WHAT YOU WILL DO | Copy all lines below exactly as written. Leave pictures out.

── COLLECTED DATA ──

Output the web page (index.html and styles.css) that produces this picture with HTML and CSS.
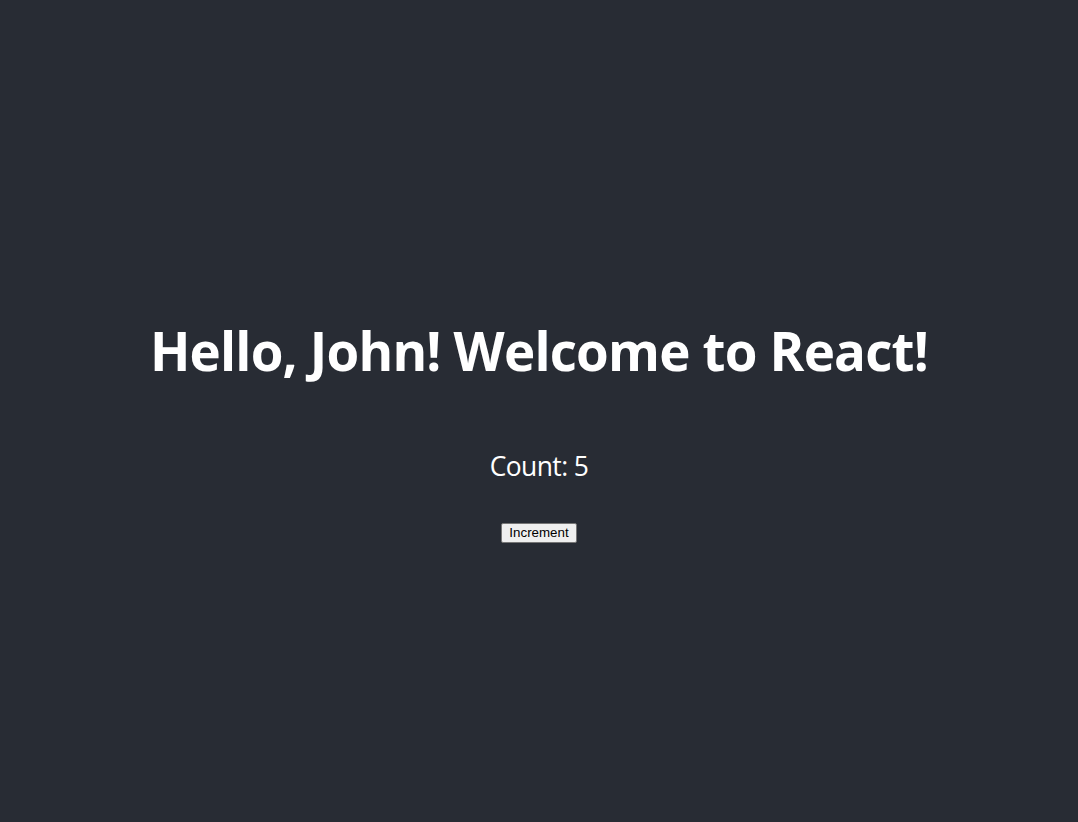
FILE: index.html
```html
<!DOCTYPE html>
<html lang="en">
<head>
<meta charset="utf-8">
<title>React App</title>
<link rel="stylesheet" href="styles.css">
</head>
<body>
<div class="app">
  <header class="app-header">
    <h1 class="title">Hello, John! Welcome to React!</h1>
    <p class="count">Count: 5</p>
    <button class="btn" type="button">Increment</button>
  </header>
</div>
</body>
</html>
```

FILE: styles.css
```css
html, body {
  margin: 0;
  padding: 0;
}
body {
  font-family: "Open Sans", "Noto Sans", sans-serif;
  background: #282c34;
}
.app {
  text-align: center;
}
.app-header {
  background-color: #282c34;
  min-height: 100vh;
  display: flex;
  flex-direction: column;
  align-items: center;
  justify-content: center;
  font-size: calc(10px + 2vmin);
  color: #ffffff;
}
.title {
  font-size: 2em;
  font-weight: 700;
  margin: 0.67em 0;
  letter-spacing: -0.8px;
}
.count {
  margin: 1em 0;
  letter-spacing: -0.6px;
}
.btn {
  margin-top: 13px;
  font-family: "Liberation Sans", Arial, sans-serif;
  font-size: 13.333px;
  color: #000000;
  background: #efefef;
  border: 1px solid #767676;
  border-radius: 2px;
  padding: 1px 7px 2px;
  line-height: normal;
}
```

───

CORRECT RESULT |
Output the web page (index.html and styles.css) that produces this picture with HTML and CSS.
FILE: index.html
```html
<!DOCTYPE html>
<html lang="en">
<head>
<meta charset="utf-8">
<title>React App</title>
<link rel="stylesheet" href="styles.css">
</head>
<body>
<div class="app">
  <header class="app-header">
    <h1 class="title">Hello, John! Welcome to React!</h1>
    <p class="count">Count: 5</p>
    <button class="btn" type="button">Increment</button>
  </header>
</div>
</body>
</html>
```

FILE: styles.css
```css
html, body {
  margin: 0;
  padding: 0;
}
body {
  font-family: "Open Sans", "Noto Sans", sans-serif;
  background: #282c34;
}
.app {
  text-align: center;
}
.app-header {
  background-color: #282c34;
  min-height: 100vh;
  display: flex;
  flex-direction: column;
  align-items: center;
  justify-content: center;
  font-size: calc(10px + 2vmin);
  color: #ffffff;
}
.title {
  font-size: 2em;
  font-weight: 700;
  margin: 0.67em 0;
  letter-spacing: -0.8px;
}
.count {
  margin: 1em 0;
  letter-spacing: -0.6px;
}
.btn {
  margin-top: 13px;
  font-family: "Liberation Sans", Arial, sans-serif;
  font-size: 13.333px;
  color: #000000;
  background: #efefef;
  border: 1px solid #767676;
  border-radius: 2px;
  padding: 1px 7px 2px;
  line-height: normal;
}
```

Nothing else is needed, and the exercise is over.